Da Corriere della Sera del 14/07/2004

Conti pubblici in affanno, sale il deficit

L’Istat: nel primo trimestre al 6,1%. Montezemolo e i sindacati: non c’è spazio per ridurre le tasse

di Mario Sensini

ROMA - «Brutti numeri» dice Lucio Stanca, l’unico ministro a commentare la notizia. A fine marzo l’indebitamento netto della pubblica amministrazione, il deficit che vale per Maastricht, proiettato sull’anno, viaggiava verso il 6,1% del prodotto interno lordo. Negli altri tre trimestri in genere si recupera, ma resta il fatto che il deficit calcolato ieri dall’Istat è comunque peggiorato rispetto ai primi tre mesi del 2003 (era al 6%, l’anno si chiuse al 2,4%), e che quest’anno non ci saranno condoni fiscali da incassare. Senza contare che il saldo primario, la differenza tra entrate e spese al netto di quella per gli interessi sul debito, segna sempre più rosso. Insieme alla brutta congiuntura politica, anche questi «brutti numeri» spiegano le difficoltà di Silvio Berlusconi nel trovare il sostituto dell’ex ministro dell’Economia, Giulio Tremonti. Il lavoro che aspetta il prossimo inquilino di via XX Settembre è senza dubbio pesante, tant’è che già qualcuno avanza l’ipotesi di uno slittamento a settembre del Documento di programmazione economico-finanziaria. Dovrà tenere i conti del 2004 entro il 3%, assicurando gli effetti della manovra correttiva da 7,5 miliardi appena varata e la piena efficacia delle altre misure previste dalla Finanziaria 2004. E soprattutto dovrà impostare la manovra per il 2005, anno difficilissimo per il venir meno delle una tantum degli anni scorsi. Secondo l’Udc il deficit tendenziale del 2005 viaggia sul 4,5-4,7%. Per riportarlo sotto il 3%, a loro avviso, servirebbe una manovra correttiva di 20 miliardi di euro, mentre per fare gli sgravi fiscali da un punto di pil come vuole Berlusconi il conto arriverebbe a 30 miliardi. Anche per questo, nel documento consegnato al premier, l’Udc parla di «condizioni oggettivamente difficili per una riduzione fiscale che non sia più che simbolica».

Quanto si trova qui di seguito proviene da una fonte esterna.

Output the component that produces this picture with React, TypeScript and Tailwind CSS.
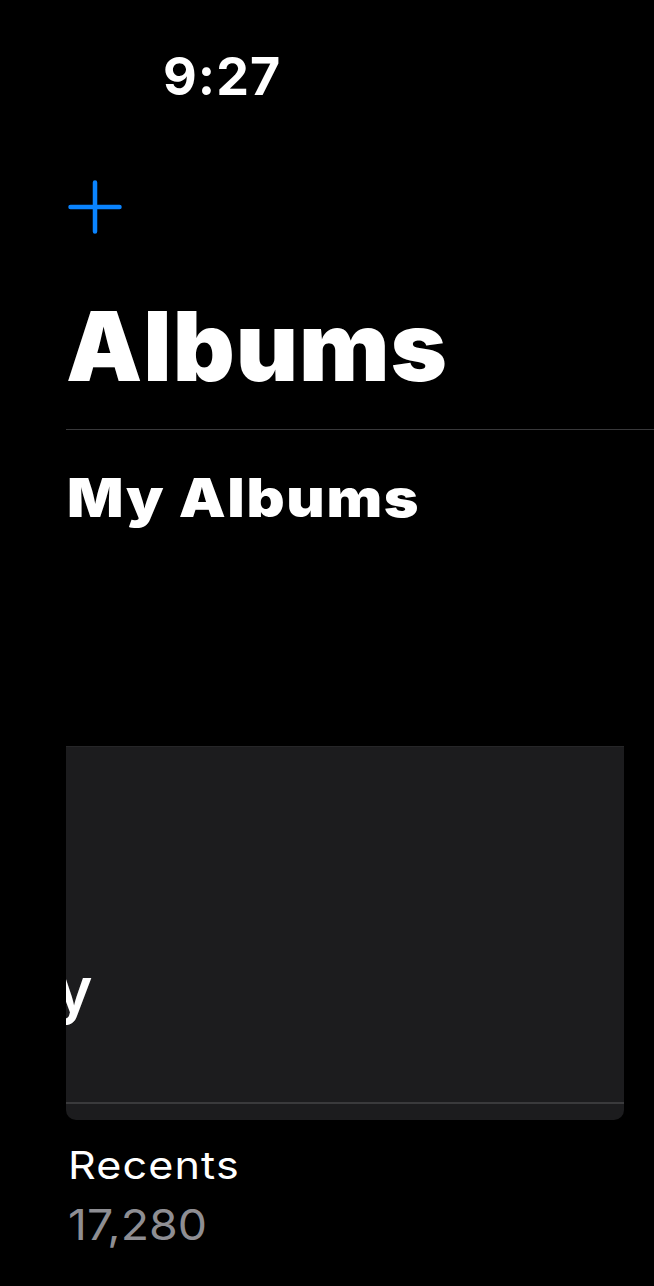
import React from "react";

export default function App() {
  return (
    <div className="w-[654px] h-[1286px] bg-black overflow-hidden font-['Inter','Liberation_Sans',sans-serif] text-white">
      {/* status bar */}
      <div className="pt-[51px] pl-[163px]">
        <div className="text-[52px] leading-none font-bold tracking-[1px]">9:27</div>
      </div>

      {/* add button */}
      <div className="pt-[77px] pl-[68px]">
        <svg width="54" height="54" viewBox="0 0 54 54" fill="none">
          <path d="M27 2.5V51.5M2.5 27H51.5" stroke="#0a84ff" strokeWidth="4.5" strokeLinecap="round" />
        </svg>
      </div>

      {/* title */}
      <div className="pt-[64px] pl-[66px]">
        <h1 className="text-[96px] leading-none font-black tracking-[1px]">Albums</h1>
      </div>

      {/* separator */}
      <div className="ml-[66px] mt-[35px] h-px bg-[#38383a]" />

      {/* section header */}
      <div className="pt-[42px] pl-[67px]">
        <h2 className="text-[53px] leading-none font-black tracking-[1.5px] origin-left scale-x-[1.115]">My Albums</h2>
      </div>

      {/* album card */}
      <div className="mt-[221px] ml-[66px] w-[558px]">
        <div className="h-[374px] bg-[#1c1c1e] rounded-b-[10px] overflow-hidden flex flex-col border-t border-[#262628]">
          <div className="flex-1 flex flex-col">
            <div className="pt-[212px] -ml-[10px]">
              <span className="text-[62px] leading-none font-semibold">y</span>
            </div>
          </div>
          <div className="h-[2px] bg-[#3a3a3c] mb-[16px]" />
        </div>

        <div className="pt-[26px] pl-[2px]">
          <div className="text-[38.5px] leading-none font-normal tracking-[1px] origin-left scale-x-[1.12]">Recents</div>
          <div className="mt-[19px] text-[42px] leading-none font-normal text-[#8e8e93] origin-left scale-x-[1.105]">17,280</div>
        </div>
      </div>
    </div>
  );
}
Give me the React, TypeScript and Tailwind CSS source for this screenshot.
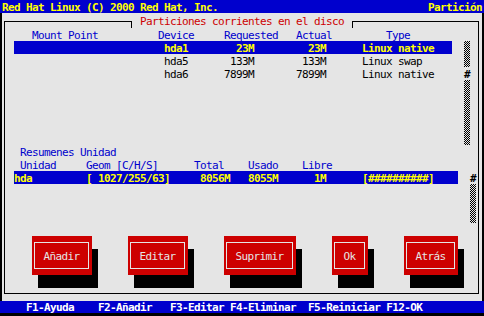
type Part = { dev: string; req: string; act: string; type: string; sel?: boolean };

const parts: Part[] = [
  { dev: "hda1", req: "23M", act: "23M", type: "Linux native", sel: true },
  { dev: "hda5", req: "133M", act: "133M", type: "Linux swap" },
  { dev: "hda6", req: "7899M", act: "7899M", type: "Linux native" },
];

const buttons = [
  { label: "Añadir", width: "w-[60px]" },
  { label: "Editar", width: "w-[60px]" },
  { label: "Suprimir", width: "w-[72px]" },
  { label: "Ok", width: "w-[36px]" },
  { label: "Atrás", width: "w-[54px]" },
];

const checker =
  "bg-[image:repeating-conic-gradient(#000_0_25%,#e5e5e5_0_50%)] bg-[length:2px_2px]";

function PartRow({ p }: { p: Part }) {
  return (
    <div
      className={`flex h-[13px] whitespace-pre leading-[15px] ${
        p.sel ? "bg-[#0000cd] font-bold text-[#ffff00]" : "text-black"
      }`}
    >
      <span className="w-[150px] shrink-0" />
      <span className="w-[60px] shrink-0">{p.dev}</span>
      <span className="w-[30px] shrink-0 text-right">{p.req}</span>
      <span className="w-[72px] shrink-0 text-right">{p.act}</span>
      <span className="w-[36px] shrink-0" />
      <span>{p.type}</span>
    </div>
  );
}

export default function App() {
  return (
    <div className="flex h-[316px] w-[484px] flex-col overflow-hidden bg-black font-['DejaVu_Sans_Mono',monospace] text-[11px] tracking-[-0.62px]">
      <div className="flex h-[13px] shrink-0 justify-between whitespace-pre bg-[#0000cd] px-[2px] font-bold leading-[16px] text-[#ffff00]">
        <span>Red Hat Linux (C) 2000 Red Hat, Inc.</span>
        <span>Partición</span>
      </div>

      <div className="mx-[2px] flex h-[288px] shrink-0 flex-col bg-[#e5e5e5] pl-[2px] pr-[3px]">
        {/* window title on the frame */}
        <div className="flex h-[15px] shrink-0">
          <div className="mt-[8px] h-[7px] w-[128px] shrink-0 border-l border-r border-t border-black" />
          <div className="w-[220px] shrink-0 whitespace-pre pl-[8px] pt-[2px] leading-[13px] text-[#cd0000]">
            Particiones corrientes en el disco
          </div>
          <div className="mt-[8px] h-[7px] flex-1 border-l border-r border-t border-black" />
        </div>

        <div className="flex h-[266px] shrink-0 flex-col border-b border-l border-r border-black">
          <div className="flex h-[13px] whitespace-pre pl-[9px] leading-[15px] text-[#0000cd]">
            <span className="w-[18px] shrink-0" />
            <span className="w-[126px] shrink-0">Mount Point</span>
            <span className="w-[66px] shrink-0">Device</span>
            <span className="w-[72px] shrink-0">Requested</span>
            <span className="w-[90px] shrink-0">Actual</span>
            <span>Type</span>
          </div>

          <div className="flex h-[104px]">
            <div className="ml-[9px] flex w-[438px] flex-col">
              {parts.map((p) => (
                <PartRow key={p.dev} p={p} />
              ))}
            </div>
            <div className="ml-[12px] flex w-[6px] flex-col">
              <div className={`h-[26px] ${checker}`} />
              <div className="h-[13px] font-bold leading-[15px] text-black">#</div>
              <div className={`h-[65px] ${checker}`} />
            </div>
          </div>

          <div className="h-[13px] whitespace-pre pl-[15px] leading-[15px] text-[#0000cd]">Resumenes Unidad</div>
          <div className="flex h-[13px] whitespace-pre pl-[9px] leading-[15px] text-[#0000cd]">
            <span className="w-[6px] shrink-0" />
            <span className="w-[66px] shrink-0">Unidad</span>
            <span className="w-[108px] shrink-0">Geom [C/H/S]</span>
            <span className="w-[54px] shrink-0">Total</span>
            <span className="w-[54px] shrink-0">Usado</span>
            <span>Libre</span>
          </div>

          <div className="flex h-[52px]">
            <div className="ml-[9px] flex w-[444px] flex-col">
              <div className="flex h-[13px] whitespace-pre bg-[#0000cd] font-bold leading-[15px] text-[#ffff00]">
                <span className="w-[72px] shrink-0">hda</span>
                <span className="w-[114px] shrink-0">[ 1027/255/63]</span>
                <span className="w-[48px] shrink-0">8056M</span>
                <span className="w-[66px] shrink-0">8055M</span>
                <span className="w-[48px] shrink-0">1M</span>
                <span>[##########]</span>
              </div>
            </div>
            <div className="ml-[12px] flex w-[6px] flex-col">
              <div className="h-[13px] font-bold leading-[15px] text-black">#</div>
              <div className={`h-[39px] ${checker}`} />
            </div>
          </div>

          <div className="mt-[13px] flex h-[39px] gap-[36px] pl-[27px]">
            {buttons.map((b) => (
              <div
                key={b.label}
                className={`${b.width} h-[39px] shrink-0 bg-[#cd0000] py-[6px] pl-[2px] pr-[3px] shadow-[6px_13px_0_0_#000]`}
              >
                <div className="flex h-full justify-center whitespace-pre border border-[#e5e5e5] pt-[6px] leading-[15px] text-[#e5e5e5]">
                  {b.label}
                </div>
              </div>
            ))}
          </div>
        </div>
      </div>

      <div className="h-[12px] shrink-0 whitespace-pre bg-[#0000cd] pl-[26px] font-bold leading-[13px] text-white">
        F1-Ayuda    F2-Añadir   F3-Editar F4-Eliminar  F5-Reiniciar F12-OK
      </div>
    </div>
  );
}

An e Forza Italia la vedono un po’ meno nera. Secondo loro gli sgravi fiscali (l’economista azzurro Renato Brunetta ritiene possibile ridurre la pressione fiscale di due punti di pil), renderebbero la doppia manovra di risparmio e di rilancio del 2005 più accessibile, grazie agli stimoli offerti all’economia e alla crescita. Anche se non certo facile, con un intervento di poco superiore ai 20 miliardi di euro.

«Le condizioni della finanza pubblica non permettono un intervento sulle tasse», ha detto ieri il presidente della Confindustria, Luca di Montezemolo. «Occorre guardare con attenzione al disavanzo e ribadiamo che dopo i tagli appena fatti bisogna pensare a una politica di sviluppo che richiede investimenti. La riduzione dell’Irpef non porta la crescita», ha concluso Montezemolo, in piena sintonia con i sindacati. «Con questi numeri diventa sempre più rischioso avventurarsi in un abbassamento generalizzato delle tasse», ha sostenuto il segretario della Cisl, Savino Pezzotta, mentre Cgil e Uil, insieme ai partiti d’opposizione, denunciano la gravità dello stato della finanza pubblica.

La vera spia non è tanto l’indebitamento netto che nei tre mesi tocca i 19,8 miliardi di euro proiettandosi al 6,1% del pil (l’obiettivo 2004 è di 39,7 miliardi, il 2,9% del pil), quanto le dinamiche che lo determinano, con la spesa in aumento del 3% su base annua, e le entrate che crescono del 2,7%. Poi c’è il saldo primario. Nei primi tre mesi è negativo per 4,4 miliardi contro un rosso di 1,3 miliardi nello stesso periodo del 2003. A fine anno, secondo il governo, il saldo al netto della spesa per gli interessi dovrebbe tornare positivo arrivando all’1,9% del pil. Che è comunque il valore più basso degli ultimi anni. Lontanissimo dal 5% che era stato chiesto all’Italia dalla Ue come garanzia di discesa del rapporto tra il debito e il pil.